How to prevent tensorflow from allocating the totality of a GPU memory?

I work in an environment in which computational resources are shared, i.e., we have a few server machines equipped with a few Nvidia Titan X GPUs each.

For small to moderate size models, the 12 GB of the Titan X is usually enough for 2–3 people to run training concurrently on the same GPU. If the models are small enough that a single model does not take full advantage of all the computational units of the GPU, this can actually result in a speedup compared with running one training process after the other. Even in cases where the concurrent access to the GPU does slow down the individual training time, it is still nice to have the flexibility of having multiple users simultaneously train on the GPU.

The problem with TensorFlow is that, by default, it allocates the full amount of available GPU memory when it is launched.
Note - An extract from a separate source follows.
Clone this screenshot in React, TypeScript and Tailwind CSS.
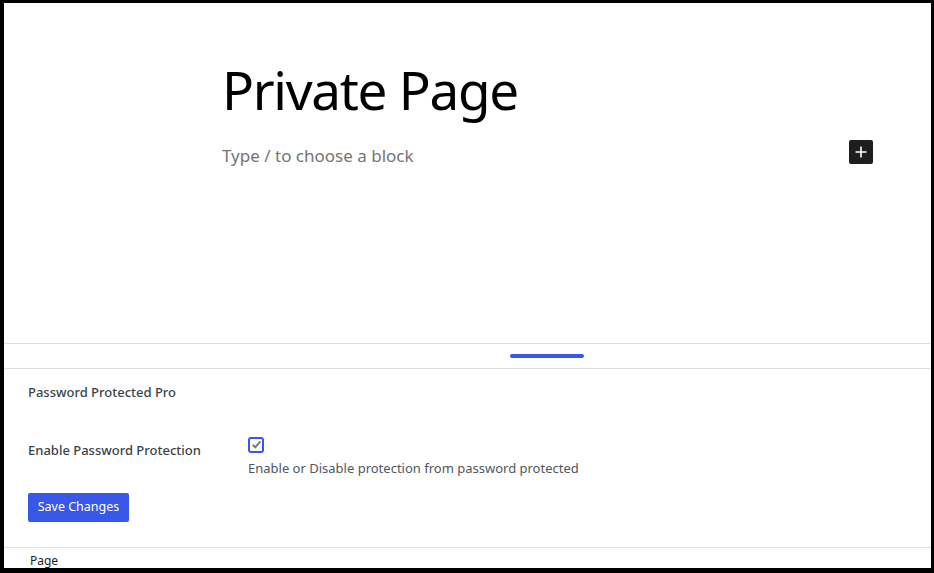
import React from 'react';

const font = { fontFamily: '"Noto Sans", "Open Sans", sans-serif' };

export default function App() {
  return (
    <div
      className="w-[934px] h-[573px] bg-white border-black border-t-[3px] border-l-4 border-r-[3px] border-b-[5px] flex flex-col overflow-hidden"
      style={font}
    >
      {/* editor canvas */}
      <div className="h-[340px] flex flex-col pl-[218px] pr-[58px]">
        <h1 className="mt-[52px] text-[53px] leading-[70px] text-black font-normal tracking-[-1.3px]">
          Private Page
        </h1>
        <div className="mt-[15px] flex items-start justify-between">
          <span className="mt-[3px] text-[17px] text-[#757575]">Type / to choose a block</span>
          <button className="w-6 h-6 bg-[#1e1e1e] rounded-[2px] flex items-center justify-center">
            <svg width="14" height="14" viewBox="0 0 14 14">
              <path d="M7 1.5v11M1.5 7h11" stroke="white" strokeWidth="1.6" />
            </svg>
          </button>
        </div>
      </div>

      {/* resize handle */}
      <div className="h-[26px] border-y border-[#dddddd] flex items-center pl-[506px]">
        <div className="w-[74px] h-1 rounded-full bg-[#3858e9]" />
      </div>

      {/* meta box */}
      <div className="flex-1 px-6 pt-[14px] text-[13px]">
        <div className="font-medium text-[#3c434a]">Password Protected Pro</div>
        <div className="mt-[34px] flex">
          <div className="w-[220px] pt-[4px] font-medium text-[#3c434a]">
            Enable Password Protection
          </div>
          <div className="flex flex-col">
            <div className="w-4 h-4 border-2 border-[#3858e9] rounded-[3px] flex items-center justify-center">
              <svg width="11" height="11" viewBox="0 0 10 10">
                <path d="M1.5 5.2 4 7.5 8.5 2.2" fill="none" stroke="#7a7a7a" strokeWidth="1.8" />
              </svg>
            </div>
            <div className="mt-[6px] text-[#50575e]">
              Enable or Disable protection from password protected
            </div>
          </div>
        </div>
        <button className="mt-[15px] h-[29px] w-[101px] bg-[#3858e9] text-white rounded-[2px] text-[12.5px]">
          Save Changes
        </button>
      </div>

      {/* footer breadcrumb */}
      <div className="h-[21px] border-t border-[#e0e0e0] pl-[26px] text-[12px] text-[#1e1e1e] leading-[25px]">
        Page
      </div>
    </div>
  );
}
Even for a small two-layer neural network, I see that all 12 GB of the GPU memory is used up.

Is there a way to make TensorFlow only allocate, say, 4 GB of GPU memory, if one knows that this is enough for a given model?


m
mrry

You can set the fraction of GPU memory to be allocated when you construct a tf.Session by passing a tf.GPUOptions as part of the optional config argument:

# Assume that you have 12GB of GPU memory and want to allocate ~4GB:
gpu_options = tf.GPUOptions(per_process_gpu_memory_fraction=0.333)

sess = tf.Session(config=tf.ConfigProto(gpu_options=gpu_options))

The per_process_gpu_memory_fraction acts as a hard upper bound on the amount of GPU memory that will be used by the process on each GPU on the same machine. Currently, this fraction is applied uniformly to all of the GPUs on the same machine; there is no way to set this on a per-GPU basis.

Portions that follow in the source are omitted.